(Rows from a dataset of pages and code)
------------------------------------------------------------

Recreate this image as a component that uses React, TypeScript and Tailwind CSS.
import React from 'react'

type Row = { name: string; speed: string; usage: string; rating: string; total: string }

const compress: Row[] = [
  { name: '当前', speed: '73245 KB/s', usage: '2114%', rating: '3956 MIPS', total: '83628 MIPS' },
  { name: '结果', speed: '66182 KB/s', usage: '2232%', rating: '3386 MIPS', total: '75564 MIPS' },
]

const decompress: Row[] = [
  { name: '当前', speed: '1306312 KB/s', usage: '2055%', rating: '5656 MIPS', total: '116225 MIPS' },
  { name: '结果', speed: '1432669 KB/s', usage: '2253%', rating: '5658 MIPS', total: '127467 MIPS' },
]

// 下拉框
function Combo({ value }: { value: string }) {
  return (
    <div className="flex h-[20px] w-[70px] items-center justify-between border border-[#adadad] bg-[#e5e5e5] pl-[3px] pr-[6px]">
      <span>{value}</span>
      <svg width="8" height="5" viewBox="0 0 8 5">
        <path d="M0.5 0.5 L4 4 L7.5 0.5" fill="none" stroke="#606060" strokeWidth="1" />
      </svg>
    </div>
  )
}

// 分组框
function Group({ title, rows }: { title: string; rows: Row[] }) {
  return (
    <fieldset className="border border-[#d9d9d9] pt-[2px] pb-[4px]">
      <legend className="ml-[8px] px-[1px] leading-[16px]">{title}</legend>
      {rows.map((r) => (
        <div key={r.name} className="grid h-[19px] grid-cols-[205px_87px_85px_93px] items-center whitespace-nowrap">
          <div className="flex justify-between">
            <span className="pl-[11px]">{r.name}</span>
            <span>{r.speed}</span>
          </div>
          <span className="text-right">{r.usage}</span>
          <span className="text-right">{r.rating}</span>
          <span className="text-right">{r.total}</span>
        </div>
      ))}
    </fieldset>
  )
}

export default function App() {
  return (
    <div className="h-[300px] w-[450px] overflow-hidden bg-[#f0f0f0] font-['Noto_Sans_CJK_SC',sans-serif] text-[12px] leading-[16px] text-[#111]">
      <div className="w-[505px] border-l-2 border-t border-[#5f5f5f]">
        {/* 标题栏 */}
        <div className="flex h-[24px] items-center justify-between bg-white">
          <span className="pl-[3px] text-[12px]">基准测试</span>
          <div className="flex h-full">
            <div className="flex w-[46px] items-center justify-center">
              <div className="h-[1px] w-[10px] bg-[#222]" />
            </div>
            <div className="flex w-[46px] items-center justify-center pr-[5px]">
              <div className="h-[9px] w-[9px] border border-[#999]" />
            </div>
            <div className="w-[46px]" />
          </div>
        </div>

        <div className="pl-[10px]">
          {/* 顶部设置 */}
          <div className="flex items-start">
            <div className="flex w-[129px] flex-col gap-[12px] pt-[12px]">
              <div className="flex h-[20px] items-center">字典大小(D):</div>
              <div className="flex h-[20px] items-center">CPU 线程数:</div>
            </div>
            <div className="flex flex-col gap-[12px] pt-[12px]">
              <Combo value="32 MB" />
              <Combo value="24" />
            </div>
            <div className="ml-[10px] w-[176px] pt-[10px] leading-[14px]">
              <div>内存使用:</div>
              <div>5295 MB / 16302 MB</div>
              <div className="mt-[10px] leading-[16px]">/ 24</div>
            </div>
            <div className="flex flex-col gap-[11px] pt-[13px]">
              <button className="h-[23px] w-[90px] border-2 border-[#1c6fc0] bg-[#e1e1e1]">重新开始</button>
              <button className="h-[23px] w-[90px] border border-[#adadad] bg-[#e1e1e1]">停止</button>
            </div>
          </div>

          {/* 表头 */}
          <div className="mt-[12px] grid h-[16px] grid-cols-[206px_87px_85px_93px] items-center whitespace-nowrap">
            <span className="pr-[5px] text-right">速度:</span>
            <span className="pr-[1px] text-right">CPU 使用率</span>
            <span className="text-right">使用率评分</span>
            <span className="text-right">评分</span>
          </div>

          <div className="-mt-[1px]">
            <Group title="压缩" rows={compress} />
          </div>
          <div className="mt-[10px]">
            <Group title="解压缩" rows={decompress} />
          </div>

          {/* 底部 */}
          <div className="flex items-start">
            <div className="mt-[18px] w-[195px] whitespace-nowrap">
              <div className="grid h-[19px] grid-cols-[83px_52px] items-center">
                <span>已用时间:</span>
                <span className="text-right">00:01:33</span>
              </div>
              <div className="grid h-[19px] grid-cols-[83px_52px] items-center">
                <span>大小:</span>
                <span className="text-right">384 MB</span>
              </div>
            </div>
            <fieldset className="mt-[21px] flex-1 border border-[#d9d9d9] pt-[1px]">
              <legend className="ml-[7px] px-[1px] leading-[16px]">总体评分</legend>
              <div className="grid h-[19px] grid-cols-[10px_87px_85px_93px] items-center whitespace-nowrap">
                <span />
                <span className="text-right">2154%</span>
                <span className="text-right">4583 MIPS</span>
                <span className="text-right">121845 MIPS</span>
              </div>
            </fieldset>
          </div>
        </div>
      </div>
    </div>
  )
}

------------------------------------------------------------

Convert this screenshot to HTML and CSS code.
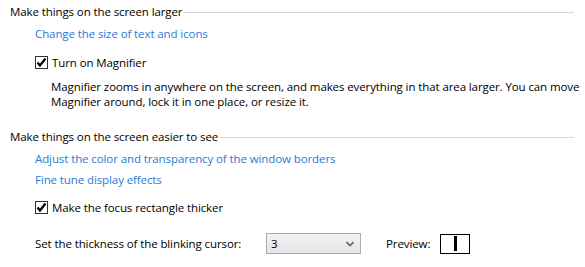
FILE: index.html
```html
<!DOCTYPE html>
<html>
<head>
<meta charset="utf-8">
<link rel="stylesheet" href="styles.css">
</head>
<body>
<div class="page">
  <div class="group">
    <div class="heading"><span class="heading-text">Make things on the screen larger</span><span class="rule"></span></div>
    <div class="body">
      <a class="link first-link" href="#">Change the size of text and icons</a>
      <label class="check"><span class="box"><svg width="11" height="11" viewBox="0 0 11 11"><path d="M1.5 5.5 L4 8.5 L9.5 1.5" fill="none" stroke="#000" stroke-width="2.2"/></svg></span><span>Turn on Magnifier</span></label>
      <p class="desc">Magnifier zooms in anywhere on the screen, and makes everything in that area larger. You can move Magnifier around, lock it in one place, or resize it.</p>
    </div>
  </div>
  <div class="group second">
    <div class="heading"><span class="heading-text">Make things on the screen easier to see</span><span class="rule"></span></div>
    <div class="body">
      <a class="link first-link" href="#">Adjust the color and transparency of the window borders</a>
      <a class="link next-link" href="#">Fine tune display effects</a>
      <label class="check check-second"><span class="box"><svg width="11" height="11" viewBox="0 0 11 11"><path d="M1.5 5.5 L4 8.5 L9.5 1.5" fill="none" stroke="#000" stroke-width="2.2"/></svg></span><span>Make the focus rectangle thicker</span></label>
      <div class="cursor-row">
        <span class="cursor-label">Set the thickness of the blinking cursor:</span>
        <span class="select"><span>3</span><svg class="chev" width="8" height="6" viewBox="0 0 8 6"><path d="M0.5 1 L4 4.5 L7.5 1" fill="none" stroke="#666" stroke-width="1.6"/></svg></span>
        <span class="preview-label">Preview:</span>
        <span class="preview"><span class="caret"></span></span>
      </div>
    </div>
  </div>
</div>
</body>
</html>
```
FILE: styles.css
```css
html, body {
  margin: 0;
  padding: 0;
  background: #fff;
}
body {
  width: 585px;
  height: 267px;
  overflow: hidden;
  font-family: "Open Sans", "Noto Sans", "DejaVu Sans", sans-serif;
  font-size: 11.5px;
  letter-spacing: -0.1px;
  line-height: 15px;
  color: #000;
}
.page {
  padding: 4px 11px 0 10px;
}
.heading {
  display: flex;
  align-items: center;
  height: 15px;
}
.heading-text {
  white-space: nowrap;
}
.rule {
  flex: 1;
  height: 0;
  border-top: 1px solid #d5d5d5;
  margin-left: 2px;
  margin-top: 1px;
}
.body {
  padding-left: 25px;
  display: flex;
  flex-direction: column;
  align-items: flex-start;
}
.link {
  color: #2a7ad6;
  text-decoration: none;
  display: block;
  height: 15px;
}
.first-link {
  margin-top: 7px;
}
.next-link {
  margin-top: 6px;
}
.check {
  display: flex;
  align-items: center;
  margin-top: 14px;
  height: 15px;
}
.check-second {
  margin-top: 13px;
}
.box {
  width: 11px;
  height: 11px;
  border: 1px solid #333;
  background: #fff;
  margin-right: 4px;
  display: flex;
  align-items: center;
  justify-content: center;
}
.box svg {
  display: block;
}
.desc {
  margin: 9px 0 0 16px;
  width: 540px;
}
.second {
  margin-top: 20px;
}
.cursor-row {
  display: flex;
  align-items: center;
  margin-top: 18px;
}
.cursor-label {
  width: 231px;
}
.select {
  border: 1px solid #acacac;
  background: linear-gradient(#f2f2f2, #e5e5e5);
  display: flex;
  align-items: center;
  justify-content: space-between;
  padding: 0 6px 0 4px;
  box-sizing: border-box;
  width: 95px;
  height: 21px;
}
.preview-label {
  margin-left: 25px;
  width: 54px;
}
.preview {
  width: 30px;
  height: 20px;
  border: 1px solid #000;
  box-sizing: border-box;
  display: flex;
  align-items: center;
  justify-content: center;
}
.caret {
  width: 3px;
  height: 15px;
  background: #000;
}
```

------------------------------------------------------------

### Written task
Only the lines from the one containing "Recreate this image" through the one containing "string; speed: string;" are to be retyped, both boundary lines included, with no other material.

### Response for this exercise
Recreate this image as a component that uses React, TypeScript and Tailwind CSS.
import React from 'react'

type Row = { name: string; speed: string; usage: string; rating: string; total: string }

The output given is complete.